Ddl Zan, la Pascale contro il “no” di FI. Ed è scontro su Instagram con l’azzurro Malan
S’illudeva chi pensava che la fine dell’amore (ma non dell’amicizia) con il Cavaliere avesse per sempre allontanato Francesca Pascale dalle latitudini forziste. Non è così. La leonessa napoletana è sempre in agguato sui social e, appena può, non rinuncia a sferrare la zampata letale. Ne sa qualcosa Lucio Malan, parlamentare di lunghissimo corso, cui la leader di Silvio ci manchi non ha perdonato un intervento contro la legge Zan sull’omotransfobia. «Sul serio non prova imbarazzo a pensarla così? Ma lei sa in che partito è iscritto? La ricorda la Carta dei valori? Io sì, e sui diritti umani Forza Italia ha sempre lasciato il libero arbitrio, libertà di coscienza sul voto», ha sbottato la Pascale.
La Pascale: «Deriva leghista»
Una vera reprimenda, la sua, condita coi consueti ingredienti del politically correct. Diciamolo pure, la solita solfa a base di «diritti che si aggiungono e non si tolgono» e quindi «di buon senso contro la violenza». In poche parole, l’armamentario tipico di chi il ddl Zan non l’ha letto o, se lo ha letto, non lo ha capito. Prova men sia che Malan, che rispondeva su Instagram ad un utente, aveva addotto critiche di merito alla legge in discussione al Senato. «Ma sai che cosa c’è dentro il ddl – aveva chiesto -? Fino a quattro anni di carcere a chi anche solo faccia parte di una organizzazione – ad esempio una chiesa – che si opponga all’accreditamento delle associazioni Lgbt nelle scuole, cosa prevista nella “strategia anti-discriminazione” approvata dall’articolo 8».

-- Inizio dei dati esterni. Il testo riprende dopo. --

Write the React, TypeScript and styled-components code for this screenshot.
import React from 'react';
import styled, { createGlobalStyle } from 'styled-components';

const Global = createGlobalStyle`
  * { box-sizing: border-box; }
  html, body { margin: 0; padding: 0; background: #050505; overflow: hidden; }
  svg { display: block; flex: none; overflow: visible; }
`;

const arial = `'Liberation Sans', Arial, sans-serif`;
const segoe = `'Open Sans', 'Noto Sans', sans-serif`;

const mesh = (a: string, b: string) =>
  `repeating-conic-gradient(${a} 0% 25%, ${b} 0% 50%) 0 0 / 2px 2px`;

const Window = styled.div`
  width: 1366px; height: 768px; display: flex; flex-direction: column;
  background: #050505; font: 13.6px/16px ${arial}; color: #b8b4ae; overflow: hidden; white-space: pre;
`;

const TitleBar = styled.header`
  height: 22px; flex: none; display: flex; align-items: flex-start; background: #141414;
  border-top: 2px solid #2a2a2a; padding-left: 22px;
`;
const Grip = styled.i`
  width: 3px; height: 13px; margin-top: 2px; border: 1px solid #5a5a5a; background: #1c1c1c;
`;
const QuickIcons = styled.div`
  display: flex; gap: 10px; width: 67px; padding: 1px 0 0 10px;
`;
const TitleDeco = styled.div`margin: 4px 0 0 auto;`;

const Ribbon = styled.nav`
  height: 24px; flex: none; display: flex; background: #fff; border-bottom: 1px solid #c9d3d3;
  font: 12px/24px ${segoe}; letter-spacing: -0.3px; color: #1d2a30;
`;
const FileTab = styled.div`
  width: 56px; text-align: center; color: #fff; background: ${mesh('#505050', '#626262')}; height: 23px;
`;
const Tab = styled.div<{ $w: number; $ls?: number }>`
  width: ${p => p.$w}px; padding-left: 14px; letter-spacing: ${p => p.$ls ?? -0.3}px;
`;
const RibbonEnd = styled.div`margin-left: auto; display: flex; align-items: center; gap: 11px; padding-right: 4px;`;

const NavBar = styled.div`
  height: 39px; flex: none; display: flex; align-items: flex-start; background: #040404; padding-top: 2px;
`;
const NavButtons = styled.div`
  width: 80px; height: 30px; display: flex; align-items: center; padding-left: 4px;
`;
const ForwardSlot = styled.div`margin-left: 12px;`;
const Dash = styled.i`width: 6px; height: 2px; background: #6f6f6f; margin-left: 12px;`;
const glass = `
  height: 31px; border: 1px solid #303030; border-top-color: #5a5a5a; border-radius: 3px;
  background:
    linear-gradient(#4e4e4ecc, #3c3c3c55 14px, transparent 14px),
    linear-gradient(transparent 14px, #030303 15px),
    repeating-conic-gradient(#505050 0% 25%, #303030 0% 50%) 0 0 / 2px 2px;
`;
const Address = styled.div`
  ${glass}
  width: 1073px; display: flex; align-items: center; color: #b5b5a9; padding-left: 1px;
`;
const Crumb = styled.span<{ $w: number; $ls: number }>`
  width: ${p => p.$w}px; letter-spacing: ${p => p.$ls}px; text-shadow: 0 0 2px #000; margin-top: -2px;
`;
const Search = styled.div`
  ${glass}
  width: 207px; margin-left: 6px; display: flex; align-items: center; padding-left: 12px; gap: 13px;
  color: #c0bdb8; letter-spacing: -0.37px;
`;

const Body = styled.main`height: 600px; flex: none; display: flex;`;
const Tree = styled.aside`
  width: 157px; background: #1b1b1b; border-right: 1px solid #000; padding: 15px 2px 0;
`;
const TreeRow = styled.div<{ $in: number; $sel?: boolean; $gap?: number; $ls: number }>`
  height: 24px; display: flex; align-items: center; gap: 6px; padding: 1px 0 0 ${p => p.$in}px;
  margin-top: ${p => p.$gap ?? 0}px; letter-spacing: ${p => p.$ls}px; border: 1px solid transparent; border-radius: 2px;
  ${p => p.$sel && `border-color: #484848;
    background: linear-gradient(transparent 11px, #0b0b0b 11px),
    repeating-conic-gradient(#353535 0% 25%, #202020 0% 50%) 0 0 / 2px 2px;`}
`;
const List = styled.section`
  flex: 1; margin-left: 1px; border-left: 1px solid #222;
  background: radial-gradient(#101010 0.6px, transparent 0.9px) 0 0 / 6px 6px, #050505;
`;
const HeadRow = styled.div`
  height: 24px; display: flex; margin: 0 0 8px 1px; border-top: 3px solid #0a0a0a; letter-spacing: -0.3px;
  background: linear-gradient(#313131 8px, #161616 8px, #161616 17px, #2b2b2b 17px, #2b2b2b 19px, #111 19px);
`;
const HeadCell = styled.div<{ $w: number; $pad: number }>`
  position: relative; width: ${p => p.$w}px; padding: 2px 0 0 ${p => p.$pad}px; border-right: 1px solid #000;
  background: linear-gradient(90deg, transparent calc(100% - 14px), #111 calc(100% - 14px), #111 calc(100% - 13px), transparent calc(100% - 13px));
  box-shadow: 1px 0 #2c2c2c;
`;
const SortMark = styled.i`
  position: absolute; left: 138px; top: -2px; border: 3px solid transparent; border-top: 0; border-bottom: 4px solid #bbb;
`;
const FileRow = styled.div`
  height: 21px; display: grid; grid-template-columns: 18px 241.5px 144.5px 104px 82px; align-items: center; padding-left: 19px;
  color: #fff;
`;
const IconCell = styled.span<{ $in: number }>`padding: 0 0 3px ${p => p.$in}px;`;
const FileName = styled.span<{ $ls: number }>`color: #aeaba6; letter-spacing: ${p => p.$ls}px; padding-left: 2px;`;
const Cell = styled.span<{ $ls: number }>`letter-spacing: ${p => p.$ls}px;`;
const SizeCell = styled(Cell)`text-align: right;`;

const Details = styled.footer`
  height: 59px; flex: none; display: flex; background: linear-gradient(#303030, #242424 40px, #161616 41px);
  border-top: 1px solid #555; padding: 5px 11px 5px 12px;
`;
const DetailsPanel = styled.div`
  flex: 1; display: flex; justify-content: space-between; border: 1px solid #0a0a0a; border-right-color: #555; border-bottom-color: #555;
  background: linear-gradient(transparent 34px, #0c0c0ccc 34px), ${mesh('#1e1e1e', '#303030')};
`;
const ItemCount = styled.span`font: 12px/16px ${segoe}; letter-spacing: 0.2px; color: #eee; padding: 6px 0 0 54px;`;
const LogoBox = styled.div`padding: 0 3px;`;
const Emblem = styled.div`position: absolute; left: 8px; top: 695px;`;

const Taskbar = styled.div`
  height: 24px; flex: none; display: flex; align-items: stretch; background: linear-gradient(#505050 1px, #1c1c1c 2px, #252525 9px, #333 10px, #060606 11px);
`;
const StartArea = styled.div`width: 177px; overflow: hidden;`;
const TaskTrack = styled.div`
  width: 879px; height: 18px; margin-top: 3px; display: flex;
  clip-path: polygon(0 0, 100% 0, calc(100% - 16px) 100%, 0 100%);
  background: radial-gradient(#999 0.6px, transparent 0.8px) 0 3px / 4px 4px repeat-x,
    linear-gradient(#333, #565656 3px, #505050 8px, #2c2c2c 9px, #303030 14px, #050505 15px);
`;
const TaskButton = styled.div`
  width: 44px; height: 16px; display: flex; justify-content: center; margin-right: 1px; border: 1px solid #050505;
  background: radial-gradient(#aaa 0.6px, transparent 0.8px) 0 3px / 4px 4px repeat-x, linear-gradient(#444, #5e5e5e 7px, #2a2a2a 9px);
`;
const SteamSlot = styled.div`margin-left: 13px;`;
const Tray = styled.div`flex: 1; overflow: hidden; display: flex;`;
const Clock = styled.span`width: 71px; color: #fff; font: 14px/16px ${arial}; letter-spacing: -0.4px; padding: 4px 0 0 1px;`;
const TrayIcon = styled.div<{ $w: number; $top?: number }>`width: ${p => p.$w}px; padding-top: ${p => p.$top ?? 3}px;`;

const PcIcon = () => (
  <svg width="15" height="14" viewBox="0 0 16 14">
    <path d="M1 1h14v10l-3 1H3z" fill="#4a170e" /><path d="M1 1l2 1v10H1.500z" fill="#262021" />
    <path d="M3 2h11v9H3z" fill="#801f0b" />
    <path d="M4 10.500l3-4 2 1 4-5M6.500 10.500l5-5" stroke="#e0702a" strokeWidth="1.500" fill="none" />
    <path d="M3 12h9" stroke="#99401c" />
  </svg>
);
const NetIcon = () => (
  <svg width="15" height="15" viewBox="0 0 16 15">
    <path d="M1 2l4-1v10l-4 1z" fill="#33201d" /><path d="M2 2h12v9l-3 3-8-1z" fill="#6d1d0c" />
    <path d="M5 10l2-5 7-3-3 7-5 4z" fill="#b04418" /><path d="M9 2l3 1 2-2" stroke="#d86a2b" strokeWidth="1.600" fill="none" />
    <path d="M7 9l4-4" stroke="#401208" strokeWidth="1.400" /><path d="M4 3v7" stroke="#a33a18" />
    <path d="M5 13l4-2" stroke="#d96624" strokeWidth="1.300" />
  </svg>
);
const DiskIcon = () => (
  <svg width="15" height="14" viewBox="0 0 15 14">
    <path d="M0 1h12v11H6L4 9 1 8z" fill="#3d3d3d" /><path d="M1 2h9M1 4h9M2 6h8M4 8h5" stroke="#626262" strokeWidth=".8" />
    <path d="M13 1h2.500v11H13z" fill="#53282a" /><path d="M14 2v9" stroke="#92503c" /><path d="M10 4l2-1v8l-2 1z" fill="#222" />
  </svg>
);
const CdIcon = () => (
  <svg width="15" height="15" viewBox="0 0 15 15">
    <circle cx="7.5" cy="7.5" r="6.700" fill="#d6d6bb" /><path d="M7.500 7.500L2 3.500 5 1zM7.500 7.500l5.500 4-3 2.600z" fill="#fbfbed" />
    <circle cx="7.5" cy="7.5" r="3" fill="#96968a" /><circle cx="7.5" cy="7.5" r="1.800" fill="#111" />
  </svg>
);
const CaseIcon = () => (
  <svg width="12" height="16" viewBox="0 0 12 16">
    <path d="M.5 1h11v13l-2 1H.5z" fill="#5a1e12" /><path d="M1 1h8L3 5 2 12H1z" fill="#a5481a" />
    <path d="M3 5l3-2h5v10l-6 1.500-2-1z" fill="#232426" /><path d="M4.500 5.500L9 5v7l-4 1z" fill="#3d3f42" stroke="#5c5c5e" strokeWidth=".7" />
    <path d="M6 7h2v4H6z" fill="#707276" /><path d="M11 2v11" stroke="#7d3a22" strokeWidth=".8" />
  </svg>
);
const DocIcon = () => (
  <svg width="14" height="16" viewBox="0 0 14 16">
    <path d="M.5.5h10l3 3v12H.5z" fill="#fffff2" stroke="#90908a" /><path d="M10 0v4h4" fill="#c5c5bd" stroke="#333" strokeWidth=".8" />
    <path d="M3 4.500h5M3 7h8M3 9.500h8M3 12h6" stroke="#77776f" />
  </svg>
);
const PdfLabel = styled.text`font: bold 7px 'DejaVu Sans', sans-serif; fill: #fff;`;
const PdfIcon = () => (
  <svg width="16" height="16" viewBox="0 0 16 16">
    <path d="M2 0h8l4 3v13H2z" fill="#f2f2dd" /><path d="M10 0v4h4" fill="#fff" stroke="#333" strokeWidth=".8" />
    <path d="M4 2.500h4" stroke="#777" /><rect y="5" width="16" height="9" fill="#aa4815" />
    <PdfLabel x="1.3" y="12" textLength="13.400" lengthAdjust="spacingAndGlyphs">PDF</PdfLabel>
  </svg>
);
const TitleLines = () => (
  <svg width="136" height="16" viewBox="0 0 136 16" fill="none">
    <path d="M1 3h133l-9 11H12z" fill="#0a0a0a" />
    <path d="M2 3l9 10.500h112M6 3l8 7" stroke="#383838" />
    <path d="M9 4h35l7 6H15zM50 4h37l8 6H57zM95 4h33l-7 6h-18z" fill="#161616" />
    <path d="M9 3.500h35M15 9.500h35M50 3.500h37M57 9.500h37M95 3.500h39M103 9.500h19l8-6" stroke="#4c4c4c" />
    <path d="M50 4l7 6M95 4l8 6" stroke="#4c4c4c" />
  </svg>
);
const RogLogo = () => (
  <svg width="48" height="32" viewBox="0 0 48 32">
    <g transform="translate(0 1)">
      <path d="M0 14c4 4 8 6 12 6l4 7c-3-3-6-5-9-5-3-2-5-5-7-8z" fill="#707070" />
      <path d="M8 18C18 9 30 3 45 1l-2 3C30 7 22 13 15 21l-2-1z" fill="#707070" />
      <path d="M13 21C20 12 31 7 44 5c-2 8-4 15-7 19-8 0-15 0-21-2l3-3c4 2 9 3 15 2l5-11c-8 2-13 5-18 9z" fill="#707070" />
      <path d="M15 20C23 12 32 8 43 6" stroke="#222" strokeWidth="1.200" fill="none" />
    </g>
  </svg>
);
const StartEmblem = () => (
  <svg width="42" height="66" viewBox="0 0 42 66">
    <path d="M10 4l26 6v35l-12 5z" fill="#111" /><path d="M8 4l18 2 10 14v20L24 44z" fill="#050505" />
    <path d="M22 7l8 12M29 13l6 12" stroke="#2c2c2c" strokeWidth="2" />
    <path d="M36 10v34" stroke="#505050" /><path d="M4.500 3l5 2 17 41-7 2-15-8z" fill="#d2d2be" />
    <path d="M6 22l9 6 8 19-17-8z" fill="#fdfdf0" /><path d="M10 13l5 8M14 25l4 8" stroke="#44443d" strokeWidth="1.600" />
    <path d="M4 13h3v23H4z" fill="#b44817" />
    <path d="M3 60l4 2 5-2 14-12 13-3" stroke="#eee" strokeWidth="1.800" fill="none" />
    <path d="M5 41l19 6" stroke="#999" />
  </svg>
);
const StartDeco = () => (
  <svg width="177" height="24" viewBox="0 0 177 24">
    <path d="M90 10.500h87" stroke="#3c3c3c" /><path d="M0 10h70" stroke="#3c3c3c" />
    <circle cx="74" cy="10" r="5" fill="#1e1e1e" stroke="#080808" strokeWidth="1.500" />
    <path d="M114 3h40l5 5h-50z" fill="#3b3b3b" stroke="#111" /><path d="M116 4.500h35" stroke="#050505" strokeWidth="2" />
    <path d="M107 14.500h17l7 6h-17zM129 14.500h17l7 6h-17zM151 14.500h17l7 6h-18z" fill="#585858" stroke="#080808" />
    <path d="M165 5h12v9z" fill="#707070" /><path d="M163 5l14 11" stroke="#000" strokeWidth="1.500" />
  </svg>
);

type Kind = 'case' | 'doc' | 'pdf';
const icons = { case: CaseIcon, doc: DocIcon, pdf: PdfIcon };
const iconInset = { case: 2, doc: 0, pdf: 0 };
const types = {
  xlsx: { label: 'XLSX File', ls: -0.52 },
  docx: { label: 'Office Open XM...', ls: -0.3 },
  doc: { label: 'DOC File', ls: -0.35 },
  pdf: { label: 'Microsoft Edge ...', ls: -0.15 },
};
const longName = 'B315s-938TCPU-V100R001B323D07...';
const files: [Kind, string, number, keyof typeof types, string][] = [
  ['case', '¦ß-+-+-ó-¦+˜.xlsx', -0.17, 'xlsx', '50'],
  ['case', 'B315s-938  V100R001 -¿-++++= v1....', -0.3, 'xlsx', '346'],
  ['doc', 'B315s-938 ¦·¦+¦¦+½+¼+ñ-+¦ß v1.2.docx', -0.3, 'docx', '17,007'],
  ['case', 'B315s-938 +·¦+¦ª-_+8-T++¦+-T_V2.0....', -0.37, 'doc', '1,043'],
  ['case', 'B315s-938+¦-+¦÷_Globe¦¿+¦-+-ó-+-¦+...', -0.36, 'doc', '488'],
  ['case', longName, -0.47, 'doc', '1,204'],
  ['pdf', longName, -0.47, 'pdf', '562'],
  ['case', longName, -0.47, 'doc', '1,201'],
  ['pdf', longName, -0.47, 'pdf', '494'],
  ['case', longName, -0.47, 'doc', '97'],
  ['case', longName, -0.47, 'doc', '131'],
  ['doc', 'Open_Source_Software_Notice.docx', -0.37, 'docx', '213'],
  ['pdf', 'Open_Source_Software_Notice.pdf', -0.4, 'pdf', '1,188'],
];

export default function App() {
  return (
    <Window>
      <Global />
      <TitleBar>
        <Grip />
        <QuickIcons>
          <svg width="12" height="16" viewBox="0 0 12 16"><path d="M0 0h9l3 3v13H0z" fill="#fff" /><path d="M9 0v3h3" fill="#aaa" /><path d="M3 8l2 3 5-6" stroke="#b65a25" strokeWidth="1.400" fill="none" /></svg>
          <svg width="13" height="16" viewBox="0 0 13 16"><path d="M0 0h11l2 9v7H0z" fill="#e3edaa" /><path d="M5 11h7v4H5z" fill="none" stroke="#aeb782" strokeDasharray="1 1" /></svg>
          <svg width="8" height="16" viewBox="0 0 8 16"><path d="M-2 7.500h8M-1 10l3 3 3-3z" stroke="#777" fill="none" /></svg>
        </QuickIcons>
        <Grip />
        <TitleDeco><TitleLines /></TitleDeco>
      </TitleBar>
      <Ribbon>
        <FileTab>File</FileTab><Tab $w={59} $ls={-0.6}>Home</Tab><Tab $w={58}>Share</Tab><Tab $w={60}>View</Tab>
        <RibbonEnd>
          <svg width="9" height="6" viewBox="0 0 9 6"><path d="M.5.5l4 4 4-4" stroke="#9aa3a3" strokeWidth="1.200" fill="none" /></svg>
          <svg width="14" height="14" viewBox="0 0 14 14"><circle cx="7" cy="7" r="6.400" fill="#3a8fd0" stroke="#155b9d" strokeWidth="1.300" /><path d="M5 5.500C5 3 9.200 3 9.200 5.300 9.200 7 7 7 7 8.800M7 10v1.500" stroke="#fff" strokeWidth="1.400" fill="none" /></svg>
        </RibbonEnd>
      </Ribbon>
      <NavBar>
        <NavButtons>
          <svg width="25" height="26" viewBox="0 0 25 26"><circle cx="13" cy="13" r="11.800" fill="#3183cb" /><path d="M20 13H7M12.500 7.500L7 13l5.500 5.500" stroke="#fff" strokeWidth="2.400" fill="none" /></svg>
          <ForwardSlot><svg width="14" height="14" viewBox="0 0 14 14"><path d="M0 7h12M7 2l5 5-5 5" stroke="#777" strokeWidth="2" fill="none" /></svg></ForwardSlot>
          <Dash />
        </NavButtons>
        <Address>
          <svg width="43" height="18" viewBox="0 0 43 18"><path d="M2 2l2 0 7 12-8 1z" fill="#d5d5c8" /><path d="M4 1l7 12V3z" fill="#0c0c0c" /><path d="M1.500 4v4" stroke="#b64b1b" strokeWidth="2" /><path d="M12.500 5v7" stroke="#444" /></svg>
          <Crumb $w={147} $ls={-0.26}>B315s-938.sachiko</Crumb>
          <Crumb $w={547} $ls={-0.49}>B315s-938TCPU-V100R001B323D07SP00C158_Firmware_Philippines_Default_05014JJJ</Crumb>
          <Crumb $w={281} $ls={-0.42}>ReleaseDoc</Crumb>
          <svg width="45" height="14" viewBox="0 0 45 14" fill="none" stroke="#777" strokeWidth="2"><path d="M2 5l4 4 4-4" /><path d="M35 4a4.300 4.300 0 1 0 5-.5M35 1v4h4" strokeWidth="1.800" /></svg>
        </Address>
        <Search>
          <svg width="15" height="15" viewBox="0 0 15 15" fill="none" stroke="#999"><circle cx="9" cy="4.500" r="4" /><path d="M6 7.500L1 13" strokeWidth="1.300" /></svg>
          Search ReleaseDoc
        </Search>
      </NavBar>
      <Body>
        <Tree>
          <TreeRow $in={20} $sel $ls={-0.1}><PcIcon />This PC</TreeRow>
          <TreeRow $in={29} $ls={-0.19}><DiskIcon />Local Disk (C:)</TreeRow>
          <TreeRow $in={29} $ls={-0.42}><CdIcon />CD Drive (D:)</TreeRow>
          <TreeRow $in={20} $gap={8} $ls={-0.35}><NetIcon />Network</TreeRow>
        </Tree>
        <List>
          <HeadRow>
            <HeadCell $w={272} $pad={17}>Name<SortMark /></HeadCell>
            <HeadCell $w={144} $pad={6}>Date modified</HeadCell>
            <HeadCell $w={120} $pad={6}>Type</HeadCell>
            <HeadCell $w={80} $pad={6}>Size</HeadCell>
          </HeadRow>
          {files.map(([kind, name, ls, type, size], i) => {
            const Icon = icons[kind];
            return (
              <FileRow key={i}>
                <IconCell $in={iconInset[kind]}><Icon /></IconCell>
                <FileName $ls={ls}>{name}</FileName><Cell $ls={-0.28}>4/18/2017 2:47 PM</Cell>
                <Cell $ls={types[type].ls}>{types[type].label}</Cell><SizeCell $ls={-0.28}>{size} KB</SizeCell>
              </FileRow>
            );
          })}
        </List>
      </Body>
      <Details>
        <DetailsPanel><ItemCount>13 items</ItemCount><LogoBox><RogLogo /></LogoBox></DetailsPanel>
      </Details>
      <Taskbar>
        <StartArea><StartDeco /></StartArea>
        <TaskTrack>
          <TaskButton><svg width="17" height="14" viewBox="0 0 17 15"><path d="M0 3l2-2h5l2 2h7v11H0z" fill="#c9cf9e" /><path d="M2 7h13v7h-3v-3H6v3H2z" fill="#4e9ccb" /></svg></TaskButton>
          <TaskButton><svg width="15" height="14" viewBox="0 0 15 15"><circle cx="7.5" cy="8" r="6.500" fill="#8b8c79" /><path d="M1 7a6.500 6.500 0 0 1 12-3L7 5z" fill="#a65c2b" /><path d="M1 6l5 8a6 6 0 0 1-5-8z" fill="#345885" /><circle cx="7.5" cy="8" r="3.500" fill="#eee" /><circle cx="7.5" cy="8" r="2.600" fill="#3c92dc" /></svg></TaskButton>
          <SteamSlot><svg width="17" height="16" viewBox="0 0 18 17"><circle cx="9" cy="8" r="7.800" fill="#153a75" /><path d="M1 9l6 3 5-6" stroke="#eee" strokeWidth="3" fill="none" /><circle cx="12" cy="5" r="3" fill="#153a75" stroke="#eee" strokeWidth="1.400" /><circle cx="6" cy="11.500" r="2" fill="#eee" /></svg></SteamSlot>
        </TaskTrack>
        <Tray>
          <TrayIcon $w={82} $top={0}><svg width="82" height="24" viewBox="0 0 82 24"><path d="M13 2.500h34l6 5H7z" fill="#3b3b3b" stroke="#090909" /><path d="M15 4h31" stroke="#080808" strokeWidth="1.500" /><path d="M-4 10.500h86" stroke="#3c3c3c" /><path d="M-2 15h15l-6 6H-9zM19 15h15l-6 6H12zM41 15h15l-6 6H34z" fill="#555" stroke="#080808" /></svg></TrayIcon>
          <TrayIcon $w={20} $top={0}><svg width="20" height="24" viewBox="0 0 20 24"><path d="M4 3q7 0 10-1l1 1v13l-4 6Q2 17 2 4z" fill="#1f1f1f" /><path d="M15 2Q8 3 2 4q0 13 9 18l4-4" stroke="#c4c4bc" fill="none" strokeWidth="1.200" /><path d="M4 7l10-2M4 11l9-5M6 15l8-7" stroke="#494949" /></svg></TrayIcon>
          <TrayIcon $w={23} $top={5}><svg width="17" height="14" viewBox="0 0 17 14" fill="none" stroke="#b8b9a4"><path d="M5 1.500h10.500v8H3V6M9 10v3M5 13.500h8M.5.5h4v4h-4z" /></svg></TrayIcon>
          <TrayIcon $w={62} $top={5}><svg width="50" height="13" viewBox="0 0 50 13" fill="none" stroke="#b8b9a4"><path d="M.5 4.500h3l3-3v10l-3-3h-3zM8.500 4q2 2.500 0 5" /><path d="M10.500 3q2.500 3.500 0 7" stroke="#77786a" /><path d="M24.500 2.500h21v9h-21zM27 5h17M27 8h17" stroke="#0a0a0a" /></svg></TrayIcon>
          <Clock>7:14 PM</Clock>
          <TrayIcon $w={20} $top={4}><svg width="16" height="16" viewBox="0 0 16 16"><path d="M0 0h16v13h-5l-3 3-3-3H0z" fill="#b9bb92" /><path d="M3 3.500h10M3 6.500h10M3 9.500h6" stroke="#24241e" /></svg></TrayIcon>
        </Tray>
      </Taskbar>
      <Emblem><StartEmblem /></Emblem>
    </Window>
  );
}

Ma replica del forzista è vincente
Una critica in nome della libertà che mai il parlamentare immaginava potesse accendere un botta e risposta con la Pascale. Che a riprova di non essere più quella di una volta, ha finito per esporsi al contropiede dell’interlocutore. «È sicuro di far parte del partito giusto?», ha chiesto prima di bollare come «deriva leghista» il “no” al ddl Zan. «Posizioni del genere – ha concluso – hanno fatto perdere il 30 per cento di voti al partito». Voleva essere il colpo del ko, e invece si rivelato un boomerang. «In realtà – ha replicato infatti Malan -, in parallelo al calo dei voti di FI c’è stato un aumento di quelli di Lega e FdI. Sarebbe strano che gli elettori ci lasciassero perché siamo troppo conservatori per poi votare per chi è ancora più conservatore di noi…». Già, più logico di così.